Atavist's "Certitude" perhaps suffers from coming second to Nadja's thunder: Nadja can sound quite massive and this has the effect of making Atavist sounding a bit thin and tinny. But what these UK musicians lack in the thickness of the sound, they compensate by investing a lot of passion and conviction in what they do, and they prove to be no less grand and ambitious than Nadja. When Atavist let rip around the 6th minute, they are full of righteous anger and aggression with slashing guitar riffs, sharp and exacting percussion, bared fangs and unsheathed claws.

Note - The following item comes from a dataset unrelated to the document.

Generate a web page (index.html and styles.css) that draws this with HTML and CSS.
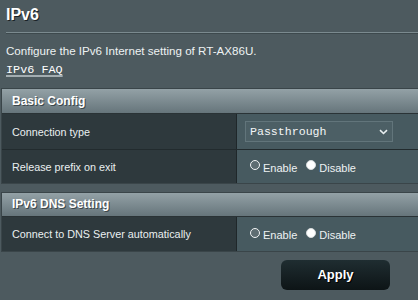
FILE: index.html
```html
<!DOCTYPE html>
<html>
<head>
<meta charset="utf-8">
<link rel="stylesheet" href="styles.css">
</head>
<body>
<div class="page">
  <div class="title">IPv6</div>
  <div class="split"></div>
  <div class="desc">Configure the IPv6 Internet setting of RT-AX86U.</div>
  <div class="faq"><a href="#">IPv6 FAQ</a></div>

  <div class="table first">
    <div class="thead">Basic Config</div>
    <div class="row r1">
      <div class="label">Connection type</div>
      <div class="value">
        <div class="select"><span>Passthrough</span>
          <svg class="chev" width="9" height="6" viewBox="0 0 9 6"><path d="M1 1.2 L4.5 4.5 L8 1.2" fill="none" stroke="#e8eef0" stroke-width="1.6"/></svg>
        </div>
      </div>
    </div>
    <div class="row r2">
      <div class="label">Release prefix on exit</div>
      <div class="value radios">
        <span class="radio on"></span><span class="rl">Enable</span>
        <span class="radio off"></span><span class="rl">Disable</span>
      </div>
    </div>
  </div>

  <div class="table second">
    <div class="thead">IPv6 DNS Setting</div>
    <div class="row r3">
      <div class="label">Connect to DNS Server automatically</div>
      <div class="value radios">
        <span class="radio on"></span><span class="rl">Enable</span>
        <span class="radio off"></span><span class="rl">Disable</span>
      </div>
    </div>
  </div>

  <div class="actions"><div class="apply">Apply</div></div>
</div>
</body>
</html>
```

FILE: styles.css
```css
html, body {
  margin: 0;
  padding: 0;
  background: #4d5a5f;
}
.page {
  width: 418px;
  height: 300px;
  overflow: hidden;
  font-family: "Liberation Sans", Arial, sans-serif;
  color: #ffffff;
}
.title {
  height: 32px;
  padding-left: 6px;
  font-size: 16px;
  font-weight: bold;
  line-height: 30px;
  text-shadow: 1px 1px 0 #1a2226;
}
.split {
  margin-left: 6px;
  height: 1px;
  background: #7b8a8f;
  border-bottom: 1px solid #3d494d;
}
.desc {
  padding: 9px 0 0 6px;
  font-size: 11.6px;
  line-height: 16px;
  color: #eef2f3;
}
.faq {
  box-sizing: border-box;
  height: 29px;
  padding: 4px 0 0 6px;
  font-family: "Liberation Mono", "Courier New", monospace;
  font-size: 11.8px;
  line-height: 14px;
}
.faq a {
  color: #ffffff;
  text-decoration: underline;
  text-decoration-color: #a3adb1;
  text-decoration-thickness: 1.5px;
  text-underline-offset: 2px;
}
.table {
  margin-left: 1px;
  border: 1px solid #3a4549;
  border-right: none;
  background: #222b2e;
}
.thead {
  height: 24px;
  line-height: 24px;
  padding-left: 10px;
  font-size: 12px;
  font-weight: bold;
  background: linear-gradient(#93a1a6, #66757b);
  text-shadow: 1px 1px 0 #3c474b;
  border-bottom: 1px solid #2a3336;
}
.second .thead {
  height: 23px;
  line-height: 23px;
}
.row {
  display: flex;
  border-bottom: 1px solid #222b2e;
}
.row:last-child { border-bottom: none; }
.r1 { height: 35px; }
.r2 { height: 33px; }
.r3 { height: 34px; }
.label {
  width: 224px;
  flex: none;
  padding-left: 10px;
  display: flex;
  align-items: center;
  background: #2e393d;
  font-size: 10.8px;
  color: #eaeff0;
  border-right: 1px solid #1f272a;
}
.value {
  flex: 1;
  display: flex;
  align-items: center;
  padding-left: 8px;
  background: #475a60;
  font-size: 11px;
}
.select {
  width: 138px;
  height: 19px;
  border: 1px solid #62757b;
  background: #4c5f65;
  display: flex;
  align-items: center;
  justify-content: space-between;
  padding: 0 4px 0 4px;
  font-family: "Liberation Mono", "Courier New", monospace;
  font-size: 11.6px;
  color: #f2f5f6;
}
.chev { margin-top: 1px; }
.radios { padding-left: 13px; }
.radio {
  width: 10px;
  height: 10px;
  border-radius: 50%;
  box-sizing: border-box;
  flex: none;
  margin-top: -3px;
}
.radio.on {
  border: 1.5px solid #f2f4f5;
  background: #5e6d72;
}
.radio.off {
  background: #ffffff;
  border: 1px solid #d8dcdd;
  margin-left: 9px;
}
.rl {
  margin-left: 3px;
  color: #eef2f3;
  padding-top: 2px;
}
.table.second { margin-top: 8px; }
.actions {
  display: flex;
  justify-content: flex-end;
  padding: 8px 28px 0 0;
}
.apply {
  width: 109px;
  height: 30px;
  border-radius: 6px;
  background: linear-gradient(#1f2d31, #0d1416);
  font-size: 13px;
  font-weight: bold;
  line-height: 30px;
  text-align: center;
  text-shadow: 1px 1px 0 #000;
}
```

This music certainly commands your attention and holds you rapt all the way in spite of the tinny nature of the production; I think this says a great deal about the care the musicians put into playing and improvising together, and into structuring the track as well. Prior planning with room for improvising make for a long piece of often exhilarating music, especially towards the end when the guitars begin to howl and you feel caught up in an all-embracing howling storm.

Satori present the dark ambient piece "Abyss", an appropriately bleak, murky soundscape with strange unseen creatures chirping indecipherable bug-noise messages. Ghostly tones fade or slide in and out of the blustery soundscape and dust storms get stirred up quite a lot. Not much actually happens during this track - the musicians tend to let the weather buffet you and no more.